**Provided data**:
──────

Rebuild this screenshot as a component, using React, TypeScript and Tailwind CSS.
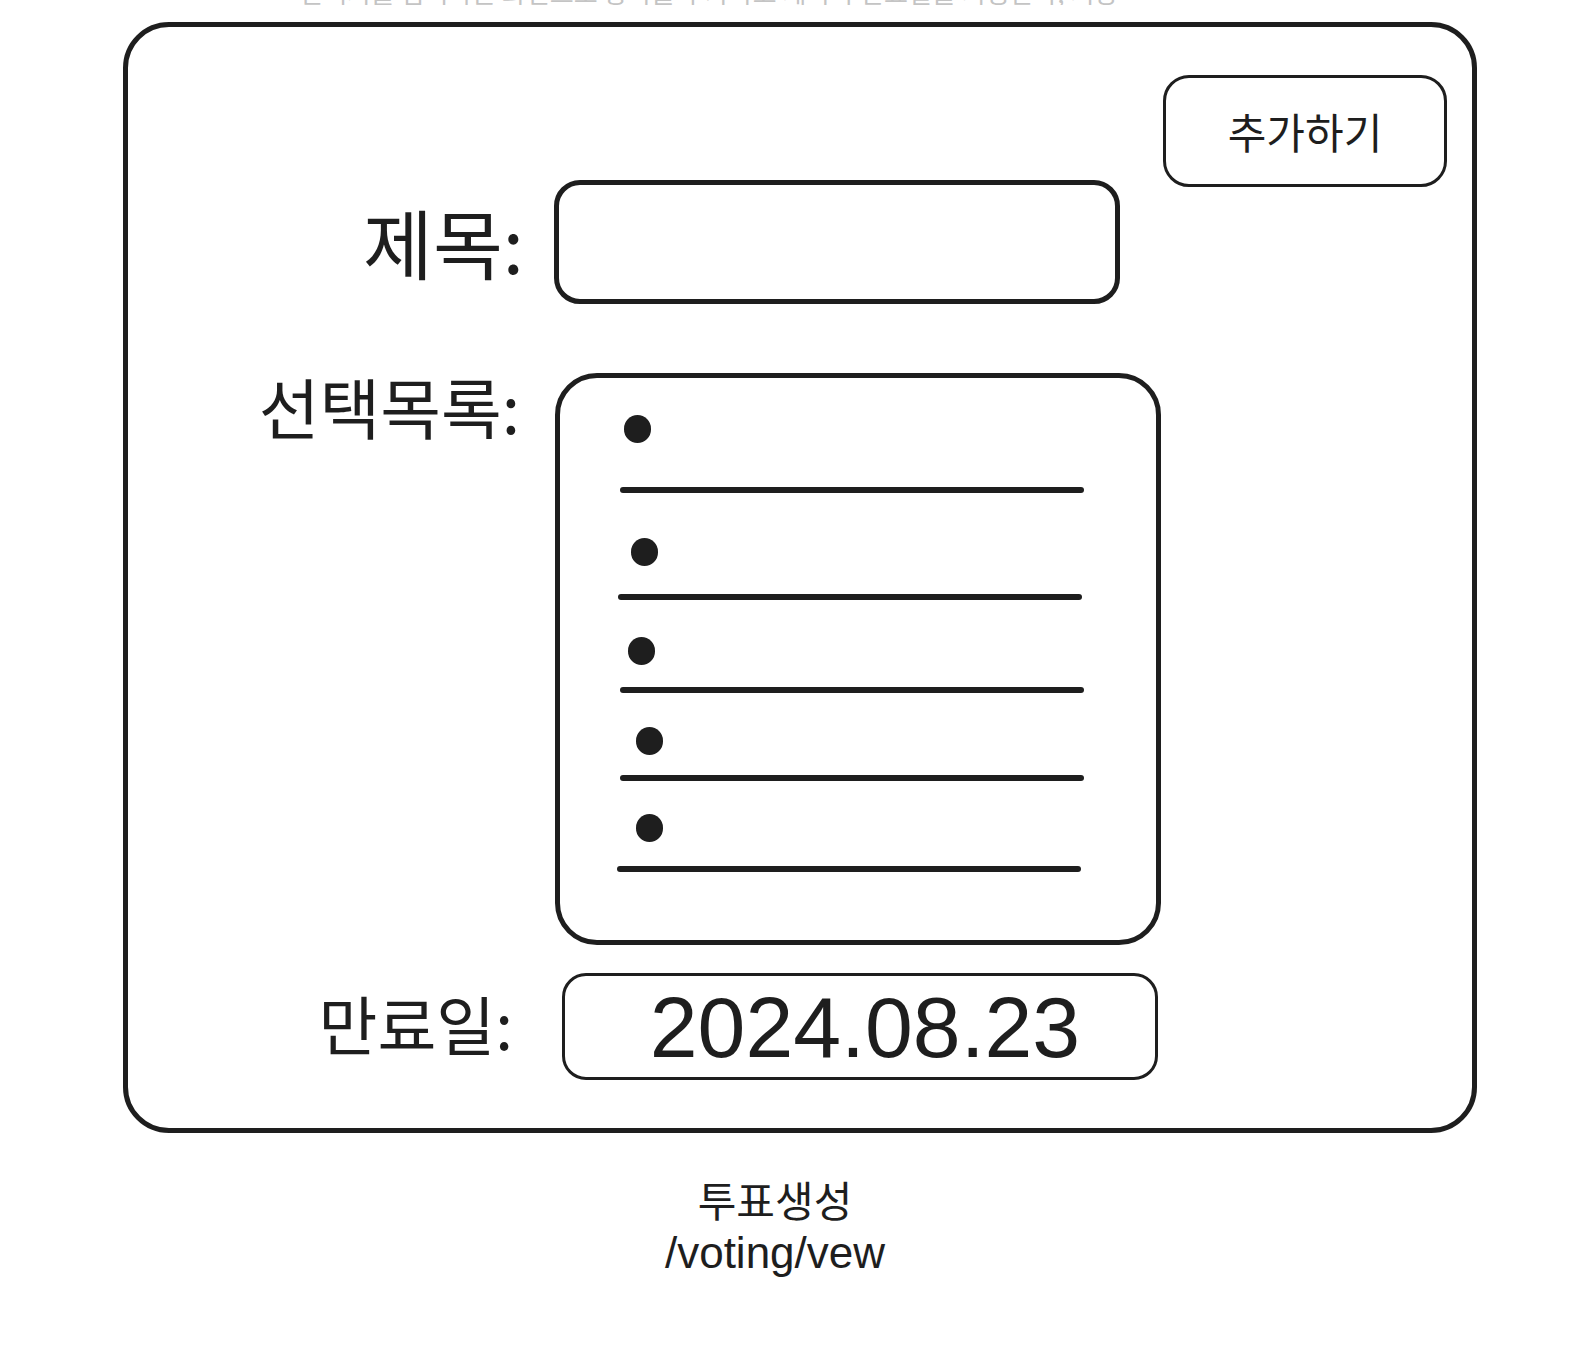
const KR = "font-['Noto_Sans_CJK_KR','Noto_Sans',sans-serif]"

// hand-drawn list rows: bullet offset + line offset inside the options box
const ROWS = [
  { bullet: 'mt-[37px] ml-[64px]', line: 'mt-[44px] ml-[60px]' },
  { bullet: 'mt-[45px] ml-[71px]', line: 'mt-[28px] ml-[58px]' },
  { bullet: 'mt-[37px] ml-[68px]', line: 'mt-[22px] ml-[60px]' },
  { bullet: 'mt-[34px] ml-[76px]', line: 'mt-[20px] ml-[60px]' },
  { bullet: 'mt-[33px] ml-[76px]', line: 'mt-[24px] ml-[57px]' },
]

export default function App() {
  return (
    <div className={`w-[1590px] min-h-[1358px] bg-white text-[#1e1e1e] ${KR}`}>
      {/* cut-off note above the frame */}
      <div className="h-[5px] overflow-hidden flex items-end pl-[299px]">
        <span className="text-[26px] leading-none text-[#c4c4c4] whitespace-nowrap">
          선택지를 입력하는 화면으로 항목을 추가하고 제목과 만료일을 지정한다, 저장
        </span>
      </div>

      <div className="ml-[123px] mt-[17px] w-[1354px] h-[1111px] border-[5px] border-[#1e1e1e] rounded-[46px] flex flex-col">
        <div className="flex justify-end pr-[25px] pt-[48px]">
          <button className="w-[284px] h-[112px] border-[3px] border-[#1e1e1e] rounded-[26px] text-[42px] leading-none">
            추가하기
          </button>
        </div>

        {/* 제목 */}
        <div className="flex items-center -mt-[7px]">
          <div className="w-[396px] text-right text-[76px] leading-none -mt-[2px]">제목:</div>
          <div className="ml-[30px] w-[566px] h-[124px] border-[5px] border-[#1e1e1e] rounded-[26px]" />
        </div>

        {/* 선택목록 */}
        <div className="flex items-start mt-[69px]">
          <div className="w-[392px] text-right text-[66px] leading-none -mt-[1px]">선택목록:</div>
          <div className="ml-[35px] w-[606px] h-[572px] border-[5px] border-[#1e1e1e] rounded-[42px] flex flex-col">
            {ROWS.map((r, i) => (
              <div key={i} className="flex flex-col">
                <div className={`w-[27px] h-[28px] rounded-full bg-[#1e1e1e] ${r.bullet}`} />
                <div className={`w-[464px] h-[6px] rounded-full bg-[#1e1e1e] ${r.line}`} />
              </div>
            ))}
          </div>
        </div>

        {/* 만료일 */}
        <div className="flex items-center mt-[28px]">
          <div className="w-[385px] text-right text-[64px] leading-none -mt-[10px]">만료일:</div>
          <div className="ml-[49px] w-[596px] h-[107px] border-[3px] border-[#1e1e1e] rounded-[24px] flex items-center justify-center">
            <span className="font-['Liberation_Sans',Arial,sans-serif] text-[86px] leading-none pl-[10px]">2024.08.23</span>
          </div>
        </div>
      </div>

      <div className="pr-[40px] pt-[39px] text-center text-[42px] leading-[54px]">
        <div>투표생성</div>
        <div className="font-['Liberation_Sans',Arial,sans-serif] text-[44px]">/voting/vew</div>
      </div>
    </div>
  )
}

──────

**Instruction**: Working from the lines above, reproduce the material exactly and exclude its pictures.

**Response to the task**:
Rebuild this screenshot as a component, using React, TypeScript and Tailwind CSS.
const KR = "font-['Noto_Sans_CJK_KR','Noto_Sans',sans-serif]"

// hand-drawn list rows: bullet offset + line offset inside the options box
const ROWS = [
  { bullet: 'mt-[37px] ml-[64px]', line: 'mt-[44px] ml-[60px]' },
  { bullet: 'mt-[45px] ml-[71px]', line: 'mt-[28px] ml-[58px]' },
  { bullet: 'mt-[37px] ml-[68px]', line: 'mt-[22px] ml-[60px]' },
  { bullet: 'mt-[34px] ml-[76px]', line: 'mt-[20px] ml-[60px]' },
  { bullet: 'mt-[33px] ml-[76px]', line: 'mt-[24px] ml-[57px]' },
]

export default function App() {
  return (
    <div className={`w-[1590px] min-h-[1358px] bg-white text-[#1e1e1e] ${KR}`}>
      {/* cut-off note above the frame */}
      <div className="h-[5px] overflow-hidden flex items-end pl-[299px]">
        <span className="text-[26px] leading-none text-[#c4c4c4] whitespace-nowrap">
          선택지를 입력하는 화면으로 항목을 추가하고 제목과 만료일을 지정한다, 저장
        </span>
      </div>

      <div className="ml-[123px] mt-[17px] w-[1354px] h-[1111px] border-[5px] border-[#1e1e1e] rounded-[46px] flex flex-col">
        <div className="flex justify-end pr-[25px] pt-[48px]">
          <button className="w-[284px] h-[112px] border-[3px] border-[#1e1e1e] rounded-[26px] text-[42px] leading-none">
            추가하기
          </button>
        </div>

        {/* 제목 */}
        <div className="flex items-center -mt-[7px]">
          <div className="w-[396px] text-right text-[76px] leading-none -mt-[2px]">제목:</div>
          <div className="ml-[30px] w-[566px] h-[124px] border-[5px] border-[#1e1e1e] rounded-[26px]" />
        </div>

        {/* 선택목록 */}
        <div className="flex items-start mt-[69px]">
          <div className="w-[392px] text-right text-[66px] leading-none -mt-[1px]">선택목록:</div>
          <div className="ml-[35px] w-[606px] h-[572px] border-[5px] border-[#1e1e1e] rounded-[42px] flex flex-col">
            {ROWS.map((r, i) => (
              <div key={i} className="flex flex-col">
                <div className={`w-[27px] h-[28px] rounded-full bg-[#1e1e1e] ${r.bullet}`} />
                <div className={`w-[464px] h-[6px] rounded-full bg-[#1e1e1e] ${r.line}`} />
              </div>
            ))}
          </div>
        </div>

        {/* 만료일 */}
        <div className="flex items-center mt-[28px]">
          <div className="w-[385px] text-right text-[64px] leading-none -mt-[10px]">만료일:</div>
          <div className="ml-[49px] w-[596px] h-[107px] border-[3px] border-[#1e1e1e] rounded-[24px] flex items-center justify-center">
            <span className="font-['Liberation_Sans',Arial,sans-serif] text-[86px] leading-none pl-[10px]">2024.08.23</span>
          </div>
        </div>
      </div>

      <div className="pr-[40px] pt-[39px] text-center text-[42px] leading-[54px]">
        <div>투표생성</div>
        <div className="font-['Liberation_Sans',Arial,sans-serif] text-[44px]">/voting/vew</div>
      </div>
    </div>
  )
}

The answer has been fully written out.